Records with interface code
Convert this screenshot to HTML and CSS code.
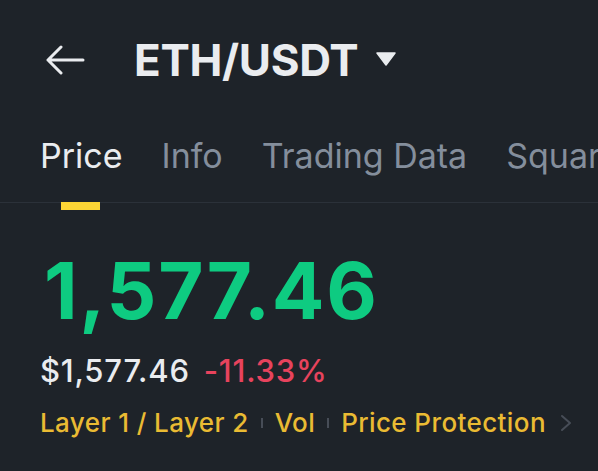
FILE: index.html
```html
<!DOCTYPE html>
<html lang="en">
<head>
<meta charset="utf-8">
<title>ETH/USDT</title>
<link rel="stylesheet" href="styles.css">
</head>
<body>
<div class="app">
  <header class="topbar">
    <svg class="back" width="40" height="30" viewBox="0 0 40 30" aria-hidden="true">
      <path d="M16 2 L3 15 L16 28 M3 15 H38" fill="none" stroke="#eaecef" stroke-width="3" stroke-linecap="round" stroke-linejoin="round"/>
    </svg>
    <h1 class="pair">ETH/USDT</h1>
    <svg class="caret" width="20" height="14" viewBox="0 0 20 14" aria-hidden="true">
      <path d="M1 1 H19 L10 13 Z" fill="#eaecef" stroke="#eaecef" stroke-width="1.5" stroke-linejoin="round"/>
    </svg>
  </header>
  <nav class="tabs">
    <div class="tab active">Price<span class="indicator"></span></div>
    <div class="tab">Info</div>
    <div class="tab">Trading Data</div>
    <div class="tab">Square</div>
  </nav>
  <section class="quote">
    <div class="last">1,577.46</div>
    <div class="sub">
      <span class="fiat">$1,577.46</span>
      <span class="change">-11.33%</span>
    </div>
    <div class="tags">
      <span class="tag">Layer 1 / Layer 2</span>
      <span class="sep"></span>
      <span class="tag">Vol</span>
      <span class="sep"></span>
      <span class="tag">Price Protection</span>
      <svg class="chev" width="12" height="18" viewBox="0 0 12 18" aria-hidden="true">
        <path d="M2 2 L10 9 L2 16" fill="none" stroke="#474d57" stroke-width="2" stroke-linecap="round" stroke-linejoin="round"/>
      </svg>
    </div>
  </section>
</div>
</body>
</html>
```

FILE: styles.css
```css
html, body {
  margin: 0;
  padding: 0;
  background: #1e2329;
}
body {
  font-family: Inter, "Noto Sans", sans-serif;
  color: #eaecef;
  overflow: hidden;
}
.app {
  width: 598px;
  height: 471px;
  overflow: hidden;
}
.topbar {
  height: 120px;
  display: flex;
  align-items: center;
  padding-left: 45px;
  box-sizing: border-box;
}
.back {
  display: block;
  margin-right: 49px;
}
.pair {
  margin: 0;
  font-size: 44px;
  font-weight: 700;
  line-height: 1;
  letter-spacing: -0.3px;
  color: #eaecef;
}
.caret {
  display: block;
  margin-left: 18px;
  margin-top: -2px;
}
.tabs {
  height: 83px;
  display: flex;
  gap: 39px;
  padding-left: 40px;
  border-bottom: 1px solid #2b3139;
  box-sizing: border-box;
  white-space: nowrap;
}
.tab {
  position: relative;
  font-size: 34px;
  font-weight: 400;
  line-height: 71px;
  color: #848e9c;
}
.tab.active {
  color: #eaecef;
}
.indicator {
  position: absolute;
  left: 50%;
  bottom: -8px;
  width: 39px;
  height: 8px;
  margin-left: -20px;
  background: #fcd535;
}
.quote {
  padding-left: 44px;
}
.last {
  margin-top: 43px;
  font-size: 78px;
  font-weight: 700;
  line-height: 90px;
  color: #0ecb81;
  letter-spacing: 1.7px;
}
.sub {
  display: flex;
  gap: 14px;
  margin-left: -4px;
  margin-top: 17px;
  font-size: 31px;
  line-height: 36px;
  font-weight: 500;
  letter-spacing: 0.8px;
}
.fiat {
  color: #eaecef;
}
.change {
  color: #e8435d;
}
.tags {
  display: flex;
  align-items: center;
  margin-left: -4px;
  margin-top: 17px;
  font-size: 26px;
  line-height: 34px;
  font-weight: 500;
  letter-spacing: 0.4px;
  white-space: nowrap;
}
.tag {
  color: #eabb33;
}
.sep {
  width: 2px;
  height: 10px;
  margin: 0 12px;
  background: #474d57;
}
.chev {
  display: block;
  margin-left: 14px;
}
```
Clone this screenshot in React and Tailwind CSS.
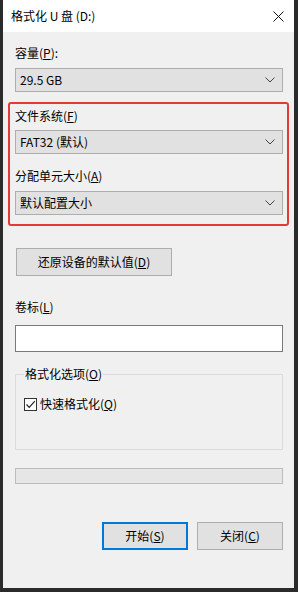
import React from "react";

const font = { fontFamily: '"Noto Sans CJK SC", "Noto Sans", sans-serif' };

function Chevron() {
  return (
    <svg width="10" height="6" viewBox="0 0 10 6" className="shrink-0">
      <path d="M0.5 0.5 L5 5 L9.5 0.5" fill="none" stroke="#444" strokeWidth="1" />
    </svg>
  );
}

function Combo({ value }) {
  return (
    <div className="flex h-[24px] items-center justify-between border border-[#adadad] bg-[#e1e1e1] pl-[4px] pr-[7px] text-[12px] leading-[16px] text-black">
      <span>{value}</span>
      <Chevron />
    </div>
  );
}

function Label({ children, className = "" }) {
  return <div className={`text-[12px] leading-[16px] text-black ${className}`}>{children}</div>;
}

function Btn({ children, primary, className = "" }) {
  return (
    <div
      className={`flex h-[28px] items-center justify-center bg-[#e1e1e1] text-[12px] leading-[16px] text-black ${
        primary ? "border-2 border-[#0078d7]" : "border border-[#adadad]"
      } ${className}`}
    >
      {children}
    </div>
  );
}

export default function App() {
  return (
    <div className="flex h-[592px] w-[298px] flex-col border-b-4 border-l-[3px] border-r-4 border-[#2b2b2b] bg-[#f0f0f0]" style={font}>
      {/* title bar */}
      <div className="flex h-[32px] items-center justify-between bg-white pl-[8px] pr-[10px]">
        <span className="text-[12px] leading-[16px] text-black">格式化 U 盘 (D:)</span>
        <svg width="11" height="11" viewBox="0 0 11 11">
          <path d="M0.5 0.5 L10.5 10.5 M10.5 0.5 L0.5 10.5" stroke="#111" strokeWidth="1" />
        </svg>
      </div>

      <div className="flex flex-1 flex-col pl-[12px] pr-[11px] pt-[13px]">
        <Label>
          容量(<u>P</u>):
        </Label>
        <div className="mt-[7px]">
          <Combo value="29.5 GB" />
        </div>

        {/* highlighted section */}
        <div className="ml-[-7px] mr-[-6px] mt-[10px] rounded-[3px] border-2 border-[#e53935] pb-[9px] pl-[5px] pr-[4px] pt-[4px]">
          <Label>
            文件系统(<u>F</u>)
          </Label>
          <div className="mt-[6px]">
            <Combo value="FAT32 (默认)" />
          </div>
          <Label className="mt-[14px]">
            分配单元大小(<u>A</u>)
          </Label>
          <div className="mt-[7px]">
            <Combo value="默认配置大小" />
          </div>
        </div>

        <Btn className="ml-[1px] mt-[22px] w-[156px]">
          还原设备的默认值(<u>D</u>)
        </Btn>

        <Label className="mt-[23px]">
          卷标(<u>L</u>)
        </Label>
        <div className="mt-[10px] h-[27px] border border-[#7a7a7a] bg-white" />

        <fieldset className="mt-[14px] border border-[#dcdcdc] pb-[37px] pl-[8px] pr-[8px]">
          <legend className="px-[1px] text-[12px] leading-[16px] text-black">
            格式化选项(<u>O</u>)
          </legend>
          <div className="mt-[14px] flex items-center gap-[3px]">
            <div className="flex h-[13px] w-[13px] items-center justify-center border border-[#333] bg-white">
              <svg width="11" height="11" viewBox="0 0 11 11">
                <path d="M1.5 5.5 L4.2 8.3 L9.8 2.2" fill="none" stroke="#222" strokeWidth="1.2" />
              </svg>
            </div>
            <span className="text-[12px] leading-[16px] text-black">
              快速格式化(<u>Q</u>)
            </span>
          </div>
        </fieldset>

        <div className="mt-[18px] h-[16px] border border-[#bcbcbc] bg-[#e6e6e6]" />

        <div className="mt-[38px] flex justify-end gap-[9px]">
          <Btn primary className="w-[86px]">
            开始(<u>S</u>)
          </Btn>
          <Btn className="w-[86px]">
            关闭(<u>C</u>)
          </Btn>
        </div>
      </div>
    </div>
  );
}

#### [EXERCISE DETAILS]
Of the lines above, how many hold the word "screenshot"? Say the number alone.

#### [RESULT FOR THIS TASK]
2